Transcribe the listing that follows in full, omitting pictures.

### Provided material
[start]
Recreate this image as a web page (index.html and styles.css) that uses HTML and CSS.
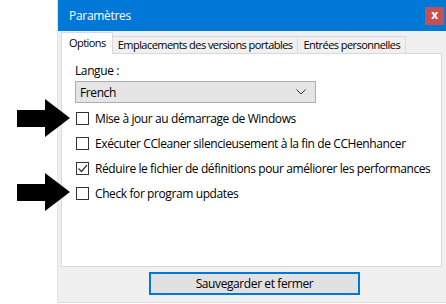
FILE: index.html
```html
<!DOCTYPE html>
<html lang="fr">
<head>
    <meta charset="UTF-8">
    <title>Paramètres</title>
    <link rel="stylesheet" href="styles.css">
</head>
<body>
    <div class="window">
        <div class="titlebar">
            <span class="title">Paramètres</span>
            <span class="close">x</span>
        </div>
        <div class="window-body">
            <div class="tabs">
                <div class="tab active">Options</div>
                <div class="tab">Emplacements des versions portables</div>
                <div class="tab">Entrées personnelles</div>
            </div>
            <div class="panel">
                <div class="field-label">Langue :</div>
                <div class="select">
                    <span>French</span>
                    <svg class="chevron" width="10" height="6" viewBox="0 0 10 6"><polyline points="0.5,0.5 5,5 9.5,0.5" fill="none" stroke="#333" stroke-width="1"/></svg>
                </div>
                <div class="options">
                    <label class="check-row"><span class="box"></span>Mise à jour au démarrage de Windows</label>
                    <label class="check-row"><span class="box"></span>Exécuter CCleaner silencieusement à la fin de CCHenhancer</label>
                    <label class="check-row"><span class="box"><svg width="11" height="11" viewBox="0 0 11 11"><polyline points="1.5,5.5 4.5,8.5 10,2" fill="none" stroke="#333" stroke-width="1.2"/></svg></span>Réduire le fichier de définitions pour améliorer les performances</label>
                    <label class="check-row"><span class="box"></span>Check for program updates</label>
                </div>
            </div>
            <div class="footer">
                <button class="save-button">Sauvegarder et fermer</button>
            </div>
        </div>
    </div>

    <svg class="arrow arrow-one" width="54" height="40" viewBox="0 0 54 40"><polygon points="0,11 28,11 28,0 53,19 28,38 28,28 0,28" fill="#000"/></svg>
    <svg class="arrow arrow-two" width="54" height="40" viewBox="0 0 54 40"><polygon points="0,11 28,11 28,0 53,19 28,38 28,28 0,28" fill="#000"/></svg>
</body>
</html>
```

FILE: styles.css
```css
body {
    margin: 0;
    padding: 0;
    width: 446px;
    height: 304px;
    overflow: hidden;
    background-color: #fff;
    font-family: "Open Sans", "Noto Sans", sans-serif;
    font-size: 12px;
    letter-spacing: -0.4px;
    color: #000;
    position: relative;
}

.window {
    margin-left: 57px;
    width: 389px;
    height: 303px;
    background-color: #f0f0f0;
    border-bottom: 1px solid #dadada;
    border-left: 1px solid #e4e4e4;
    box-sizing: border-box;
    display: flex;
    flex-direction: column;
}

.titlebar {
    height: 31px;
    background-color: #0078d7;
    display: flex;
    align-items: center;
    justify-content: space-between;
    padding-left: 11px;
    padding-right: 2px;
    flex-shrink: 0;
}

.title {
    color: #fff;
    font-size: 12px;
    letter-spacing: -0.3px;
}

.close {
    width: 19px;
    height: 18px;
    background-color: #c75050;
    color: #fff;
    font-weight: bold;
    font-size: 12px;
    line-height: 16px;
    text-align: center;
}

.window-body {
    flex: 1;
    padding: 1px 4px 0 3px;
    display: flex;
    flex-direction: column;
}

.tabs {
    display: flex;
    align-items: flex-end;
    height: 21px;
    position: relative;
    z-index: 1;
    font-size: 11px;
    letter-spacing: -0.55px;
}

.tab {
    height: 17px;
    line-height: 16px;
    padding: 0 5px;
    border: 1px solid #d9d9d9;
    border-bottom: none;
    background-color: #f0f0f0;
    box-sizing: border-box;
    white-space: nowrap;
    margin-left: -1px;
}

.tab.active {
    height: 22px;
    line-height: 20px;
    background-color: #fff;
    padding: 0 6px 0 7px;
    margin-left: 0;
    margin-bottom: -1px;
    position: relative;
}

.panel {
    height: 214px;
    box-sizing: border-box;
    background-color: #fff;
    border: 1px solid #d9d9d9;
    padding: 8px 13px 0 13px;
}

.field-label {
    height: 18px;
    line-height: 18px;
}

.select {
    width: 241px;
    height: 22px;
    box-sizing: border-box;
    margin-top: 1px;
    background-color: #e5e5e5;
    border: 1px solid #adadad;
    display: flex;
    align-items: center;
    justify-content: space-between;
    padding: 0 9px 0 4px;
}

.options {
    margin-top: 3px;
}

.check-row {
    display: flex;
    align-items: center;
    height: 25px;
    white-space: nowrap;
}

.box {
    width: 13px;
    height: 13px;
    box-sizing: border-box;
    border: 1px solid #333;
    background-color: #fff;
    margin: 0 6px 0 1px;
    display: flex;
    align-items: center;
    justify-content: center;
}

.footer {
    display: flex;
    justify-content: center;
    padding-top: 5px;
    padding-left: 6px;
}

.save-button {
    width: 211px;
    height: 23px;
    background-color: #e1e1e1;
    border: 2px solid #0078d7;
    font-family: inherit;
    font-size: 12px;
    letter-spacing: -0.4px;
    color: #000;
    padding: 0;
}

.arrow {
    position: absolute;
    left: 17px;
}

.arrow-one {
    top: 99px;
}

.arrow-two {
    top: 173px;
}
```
[end]
### Exercise solution
Recreate this image as a web page (index.html and styles.css) that uses HTML and CSS.
FILE: index.html
```html
<!DOCTYPE html>
<html lang="fr">
<head>
    <meta charset="UTF-8">
    <title>Paramètres</title>
    <link rel="stylesheet" href="styles.css">
</head>
<body>
    <div class="window">
        <div class="titlebar">
            <span class="title">Paramètres</span>
            <span class="close">x</span>
        </div>
        <div class="window-body">
            <div class="tabs">
                <div class="tab active">Options</div>
                <div class="tab">Emplacements des versions portables</div>
                <div class="tab">Entrées personnelles</div>
            </div>
            <div class="panel">
                <div class="field-label">Langue :</div>
                <div class="select">
                    <span>French</span>
                    <svg class="chevron" width="10" height="6" viewBox="0 0 10 6"><polyline points="0.5,0.5 5,5 9.5,0.5" fill="none" stroke="#333" stroke-width="1"/></svg>
                </div>
                <div class="options">
                    <label class="check-row"><span class="box"></span>Mise à jour au démarrage de Windows</label>
                    <label class="check-row"><span class="box"></span>Exécuter CCleaner silencieusement à la fin de CCHenhancer</label>
                    <label class="check-row"><span class="box"><svg width="11" height="11" viewBox="0 0 11 11"><polyline points="1.5,5.5 4.5,8.5 10,2" fill="none" stroke="#333" stroke-width="1.2"/></svg></span>Réduire le fichier de définitions pour améliorer les performances</label>
                    <label class="check-row"><span class="box"></span>Check for program updates</label>
                </div>
            </div>
            <div class="footer">
                <button class="save-button">Sauvegarder et fermer</button>
            </div>
        </div>
    </div>

    <svg class="arrow arrow-one" width="54" height="40" viewBox="0 0 54 40"><polygon points="0,11 28,11 28,0 53,19 28,38 28,28 0,28" fill="#000"/></svg>
    <svg class="arrow arrow-two" width="54" height="40" viewBox="0 0 54 40"><polygon points="0,11 28,11 28,0 53,19 28,38 28,28 0,28" fill="#000"/></svg>
</body>
</html>
```

FILE: styles.css
```css
body {
    margin: 0;
    padding: 0;
    width: 446px;
    height: 304px;
    overflow: hidden;
    background-color: #fff;
    font-family: "Open Sans", "Noto Sans", sans-serif;
    font-size: 12px;
    letter-spacing: -0.4px;
    color: #000;
    position: relative;
}

.window {
    margin-left: 57px;
    width: 389px;
    height: 303px;
    background-color: #f0f0f0;
    border-bottom: 1px solid #dadada;
    border-left: 1px solid #e4e4e4;
    box-sizing: border-box;
    display: flex;
    flex-direction: column;
}

.titlebar {
    height: 31px;
    background-color: #0078d7;
    display: flex;
    align-items: center;
    justify-content: space-between;
    padding-left: 11px;
    padding-right: 2px;
    flex-shrink: 0;
}

.title {
    color: #fff;
    font-size: 12px;
    letter-spacing: -0.3px;
}

.close {
    width: 19px;
    height: 18px;
    background-color: #c75050;
    color: #fff;
    font-weight: bold;
    font-size: 12px;
    line-height: 16px;
    text-align: center;
}

.window-body {
    flex: 1;
    padding: 1px 4px 0 3px;
    display: flex;
    flex-direction: column;
}

.tabs {
    display: flex;
    align-items: flex-end;
    height: 21px;
    position: relative;
    z-index: 1;
    font-size: 11px;
    letter-spacing: -0.55px;
}

.tab {
    height: 17px;
    line-height: 16px;
    padding: 0 5px;
    border: 1px solid #d9d9d9;
    border-bottom: none;
    background-color: #f0f0f0;
    box-sizing: border-box;
    white-space: nowrap;
    margin-left: -1px;
}

.tab.active {
    height: 22px;
    line-height: 20px;
    background-color: #fff;
    padding: 0 6px 0 7px;
    margin-left: 0;
    margin-bottom: -1px;
    position: relative;
}

.panel {
    height: 214px;
    box-sizing: border-box;
    background-color: #fff;
    border: 1px solid #d9d9d9;
    padding: 8px 13px 0 13px;
}

.field-label {
    height: 18px;
    line-height: 18px;
}

.select {
    width: 241px;
    height: 22px;
    box-sizing: border-box;
    margin-top: 1px;
    background-color: #e5e5e5;
    border: 1px solid #adadad;
    display: flex;
    align-items: center;
    justify-content: space-between;
    padding: 0 9px 0 4px;
}

.options {
    margin-top: 3px;
}

.check-row {
    display: flex;
    align-items: center;
    height: 25px;
    white-space: nowrap;
}

.box {
    width: 13px;
    height: 13px;
    box-sizing: border-box;
    border: 1px solid #333;
    background-color: #fff;
    margin: 0 6px 0 1px;
    display: flex;
    align-items: center;
    justify-content: center;
}

.footer {
    display: flex;
    justify-content: center;
    padding-top: 5px;
    padding-left: 6px;
}

.save-button {
    width: 211px;
    height: 23px;
    background-color: #e1e1e1;
    border: 2px solid #0078d7;
    font-family: inherit;
    font-size: 12px;
    letter-spacing: -0.4px;
    color: #000;
    padding: 0;
}

.arrow {
    position: absolute;
    left: 17px;
}

.arrow-one {
    top: 99px;
}

.arrow-two {
    top: 173px;
}
```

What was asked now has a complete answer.